Thursday, September 20

 
 
YEAR:  2018 | Tags:  | | |
 
 

 
 
 

Hermannin rantatie, 8:40

 
 

Today I noticed on the metro that I now have the opportunity to buy a vegan version of Magnum ice-creams on a stick. In the Nordic countries, at least, veganism has come a long way in its march into the mainstream.

As the metro pulls into Kalasatama I remember that Redi should open today, so I jump out to look. It looks ready (ho ho) as I pass it, but it doesn’t look interesting enough to warrant going in.

I walk down the road that used to have the sea on one side, listening to Robert Plant’s Carry Fire album for no particular reason at all. As I watch a bus approaching and cyclists trying to deal with the bus queue that remains oblivious to them, I think that if you want to hear a singer in their seventies doing interesting stuff you might want to turn to Robert Plant rather than, say, Paul McCartney.

Then I remember that Paul McCartney has also done some interesting things in the last few years – I really liked Memory Almost Full – and decide that Mick Jagger might offer a better point of comparison.

When I reach Arcada I will start my working day by enrolling all of the CMS students into Cloud9 and then write notes and collect links that they can use for self-training and reference.

I will have a detailed Jitsi meeting with Oliver to finalise the details of the Job’d offers that we will put out. We will turn out not to need quite as many as I expected (or as we had originally thought). I make detailed notes, upload two of the offers, and leave the other three until we have talked with Aga and Ilpo tomorrow.

In the afternoon I will reply to Nick Mahony, who sent me a mail with several interesting links, including a new Arts Council of England publication extolling the virtues of (a peculiarly stunted version of) cultural democracy. This should provide more material for the workshop next Saturday.

At 16:00 Irma will send me a photo on WhatsApp from inside Redi and I will reply by asking if she would like me to join her. I will walk back down and meet her outside Arnold’s, once I have discovered its location: not easy in the undersignposted and extremely busy mall.

We will wander around, feeling jostled and hot, and leave as soon as we can find the way out. This task will prove unexpectedly difficult since the exit we want leads straight into Kalasatama metro station, which means it does not start on the first floor.

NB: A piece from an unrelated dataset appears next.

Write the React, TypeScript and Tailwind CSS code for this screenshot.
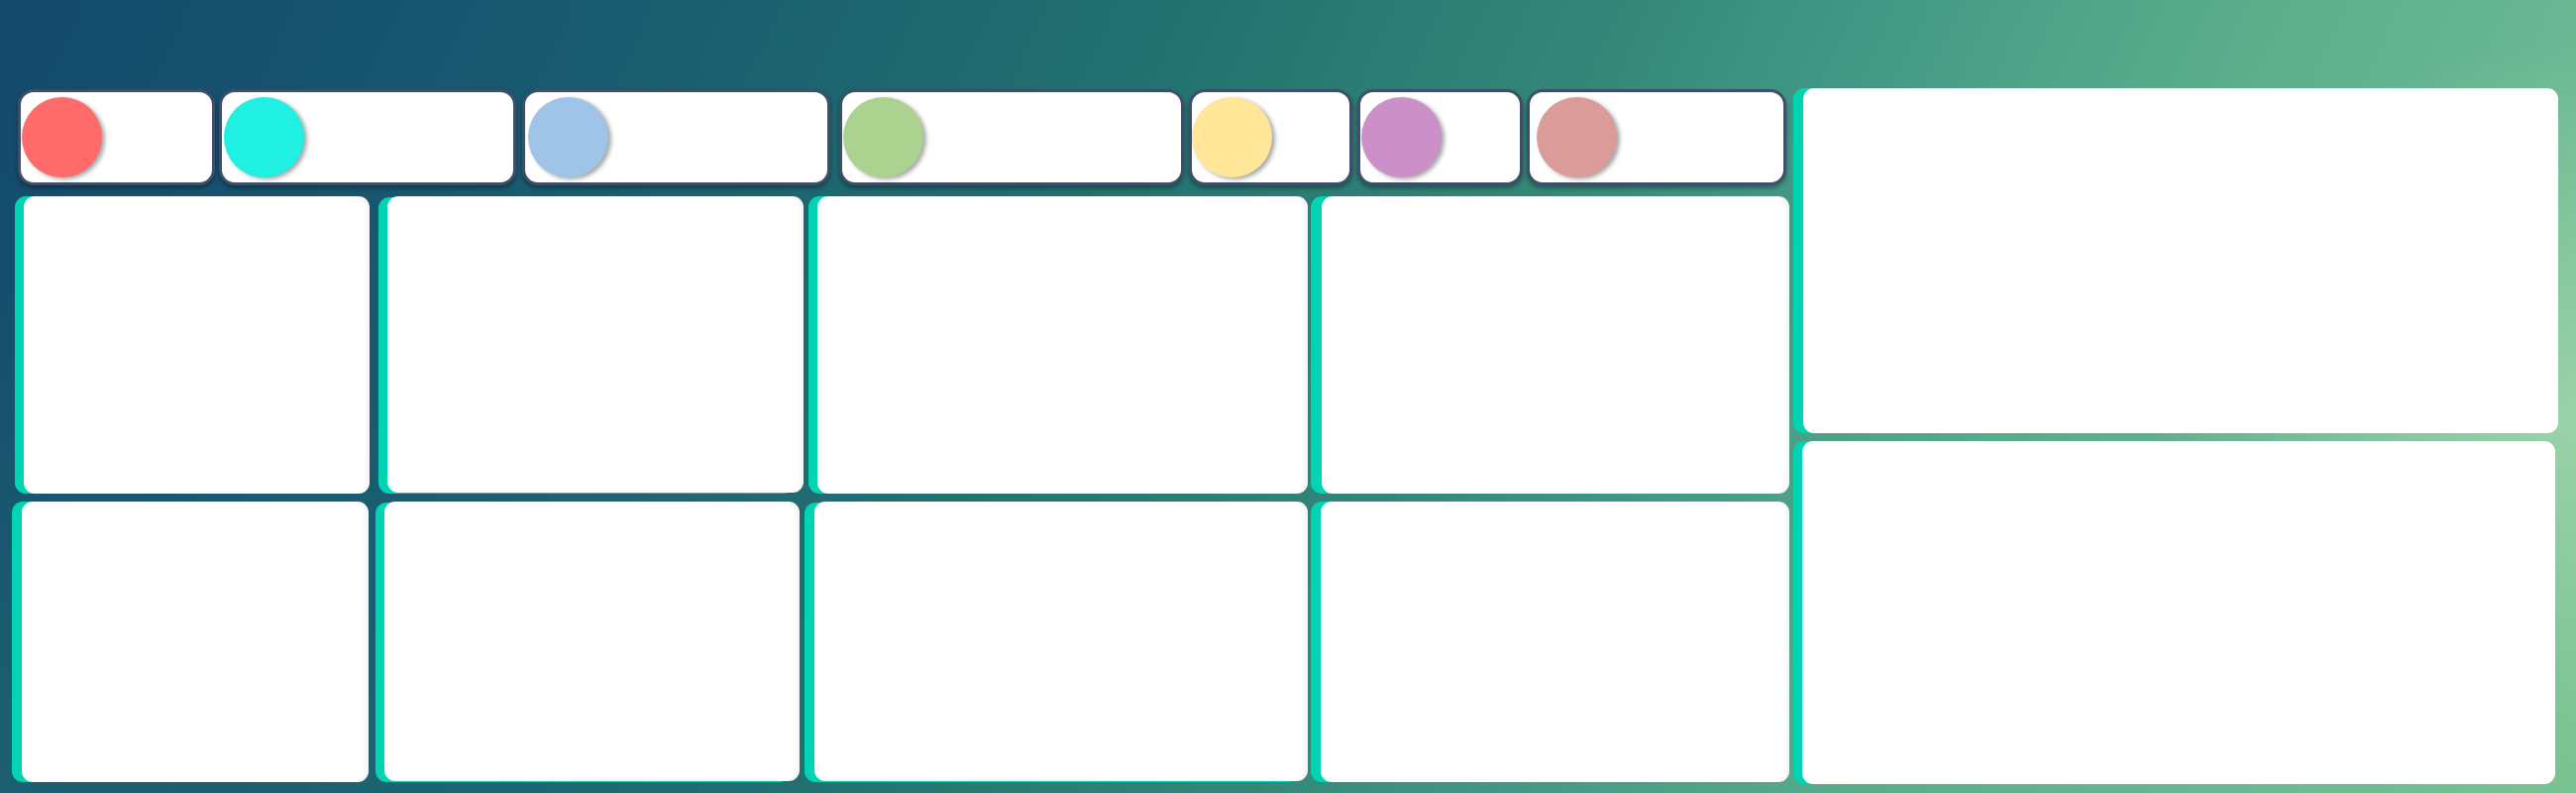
import React from "react";

type Pill = { w: number; ml: number; color: string; cml: number };

const pills: Pill[] = [
  { w: 199, ml: 18, color: "bg-[#ff6b6b]", cml: 1 },
  { w: 300, ml: 4, color: "bg-[#1ff0e1]", cml: 2 },
  { w: 311, ml: 6, color: "bg-[#a0c4e8]", cml: 3 },
  { w: 348, ml: 9, color: "bg-[#abd38f]", cml: 1 },
  { w: 165, ml: 5, color: "bg-[#ffe699]", cml: 0 },
  { w: 167, ml: 5, color: "bg-[#cc90c8]", cml: 1 },
  { w: 262, ml: 4, color: "bg-[#da9b99]", cml: 7 },
];

function PillBox({ p }: { p: Pill }) {
  return (
    <div
      className="h-[97px] shrink-0 rounded-[16px] border-[3px] border-[#3e4f6a] bg-white flex items-center shadow-[0_3px_4px_rgba(0,0,0,0.35)]"
      style={{ width: p.w, marginLeft: p.ml }}
    >
      <div
        className={`w-[81px] h-[81px] rounded-full ${p.color} shadow-[3px_2px_4px_rgba(0,0,0,0.35)]`}
        style={{ marginLeft: p.cml }}
      />
    </div>
  );
}

export default function App() {
  return (
    <div className="w-[2600px] h-[800px] overflow-hidden relative bg-[linear-gradient(115deg,#144a6b_0%,#185a70_20%,#22716f_40%,#348778_55%,#3f9584_62%,#58ab8a_75%,#6ab894_88%,#78c290_100%)]">
      <div className="absolute inset-0 bg-[radial-gradient(ellipse_420px_380px_at_100%_53%,rgba(175,222,180,0.65),rgba(175,222,180,0)_100%)]" />
      <div className="absolute inset-0 bg-[radial-gradient(ellipse_900px_520px_at_0%_100%,rgba(32,104,116,0.55),rgba(32,104,116,0)_100%)]" />
      <div className="relative flex items-start pt-[89px] font-['Liberation_Sans',sans-serif]">
        {/* Left section */}
        <div className="flex flex-col w-[1806px] shrink-0">
          <div className="flex items-start mt-[1px]">
            {pills.map((p, i) => (
              <PillBox key={i} p={p} />
            ))}
          </div>
          {/* Row 1 */}
          <div className="flex items-start mt-[11px] h-[300px]">
            <div className="ml-[24px] w-[349px] h-[300px] rounded-[11px] bg-white shadow-[-9px_0_0_#00d4b3,inset_-3px_0_5px_rgba(0,0,0,0.05)]" />
            <div className="ml-[18px] w-[420px] h-[299px] rounded-[11px] bg-white shadow-[-9px_1px_0_#00d4b3,inset_-3px_0_5px_rgba(0,0,0,0.05)]" />
            <div className="ml-[14px] w-[495px] h-[300px] rounded-[11px] bg-white shadow-[-9px_0_0_#00d4b3,inset_-3px_0_5px_rgba(0,0,0,0.05)]" />
            <div className="ml-[14px] w-[472px] h-[300px] rounded-[11px] bg-white shadow-[-11px_0_0_#00d4b3,inset_-3px_0_5px_rgba(0,0,0,0.05)]" />
          </div>
          {/* Row 2 */}
          <div className="flex items-start mt-[8px] h-[283px]">
            <div className="ml-[22px] w-[350px] h-[283px] rounded-[11px] bg-white shadow-[-10px_0_0_#00d4b3,inset_-3px_0_5px_rgba(0,0,0,0.05)]" />
            <div className="ml-[16px] w-[419px] h-[282px] rounded-[11px] bg-white shadow-[-9px_1px_0_#00d4b3,inset_-3px_0_5px_rgba(0,0,0,0.05)]" />
            <div className="ml-[15px] w-[498px] h-[282px] rounded-[11px] bg-white shadow-[-10px_1px_0_#00d4b3,inset_-3px_0_5px_rgba(0,0,0,0.05)]" />
            <div className="ml-[13px] w-[473px] h-[283px] rounded-[11px] bg-white shadow-[-10px_0_0_#00d4b3,inset_-3px_0_5px_rgba(0,0,0,0.05)]" />
          </div>
        </div>
        {/* Right column */}
        <div className="flex flex-col shrink-0">
          <div className="ml-[14px] w-[762px] h-[348px] rounded-[11px] bg-white shadow-[-10px_0_0_#00d4b3]" />
          <div className="ml-[13px] mt-[8px] w-[760px] h-[346px] rounded-[11px] bg-white shadow-[-9px_0_0_#00d4b3]" />
        </div>
      </div>
    </div>
  );
}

Before we leave, we will take the escalators up to the fifth floor, and by the third floor we will notice that half of the spaces remain empty. From the escalator I can see that many of them have no signs of life at all: no furniture or signs of preparation for opening later. Half-Redi, we will say to each other.

Either the mall had to open today, for contractual reasons, or the project has not (yet) proved the success the developers expected. I will remember reading predictions of doom a couple of years ago from analysts who suggested that Helsinki’s development plans included an over-optimistic and unsustainable level of new retail space. I will think this as the metro home passes Megahertzi, the new mall under construction at Herttoniemi, which lies two metro stops from Redi in one direction and two metro stops from Itis in the other.

Something will have to give somewhere.